The term of the special committee, which will have 30 members, is to be nine months from its first meeting. It will deliver a final report of its factual findings and recommendations, to be approved by the full House.The mandate was adopted by show of hands. The full House will vote on the composition of the special committee on Thursday.
Conservative MEPs leader Ashley Fox condemned the move saying:
“MEP’s are turning pesticides into a political football...
“Establishing this unnecessary committee, while not changing December's decision on glyphosate, is only going to undermine the trust of our farmers and businesses."
Ska Keller, Philippe Lamberts, co-chair of Parliament’s Greens/EFA group, said in a statement that through this committee, their group will seek “to analyse the failings in the process that led to the renewal of the authorisation of glyphosate.”

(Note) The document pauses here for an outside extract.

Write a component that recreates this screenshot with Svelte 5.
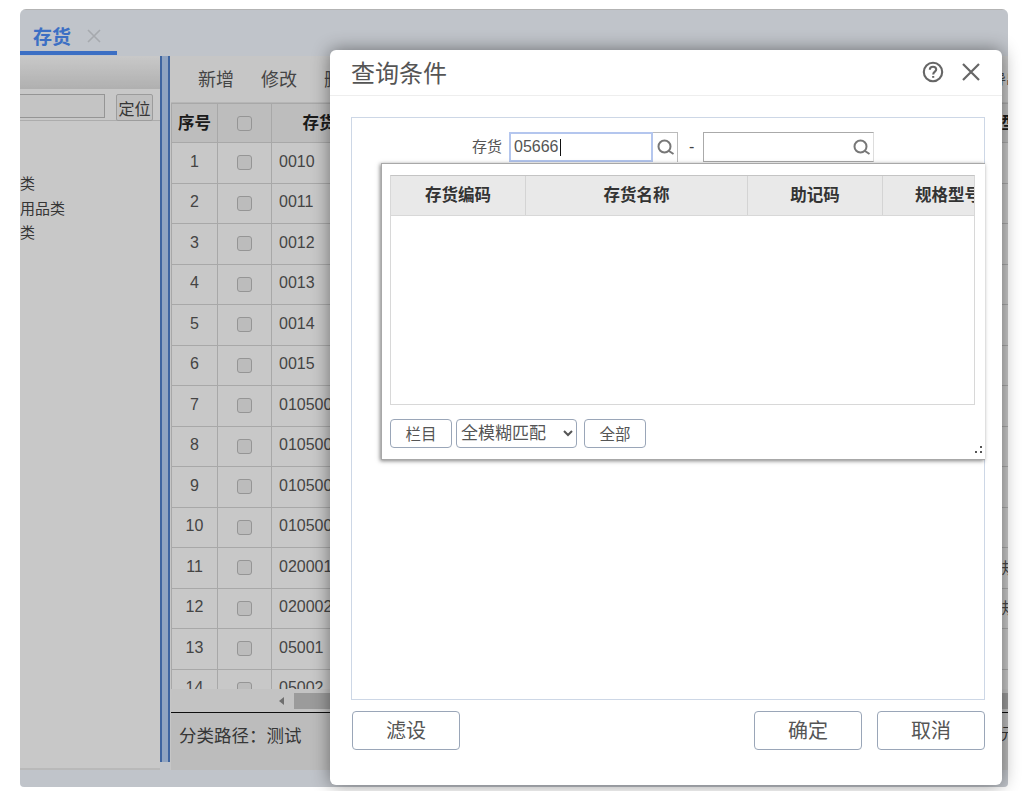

Co-incidentally Germany’s draft coalition deal agreed this week includes a goal of ending use of the weed-killer glyphosate within the country but gives no time frame.
In a resolution voted on in October, Parliament stated that the release of the so-called “Monsanto Papers”, internal documents from the company which owns and produces Roundup®, of which glyphosate is the main active substance, shed doubt on the credibility of some studies used in the EU evaluation on glyphosate safety, say MEPs.
The EU’s authorisation procedure, including the scientific evaluation of substances, should be based only on published, peer-reviewed and independent studies commissioned by competent public authorities, MEPs said. EU agencies should be beefed up in order to allow them to work in this way.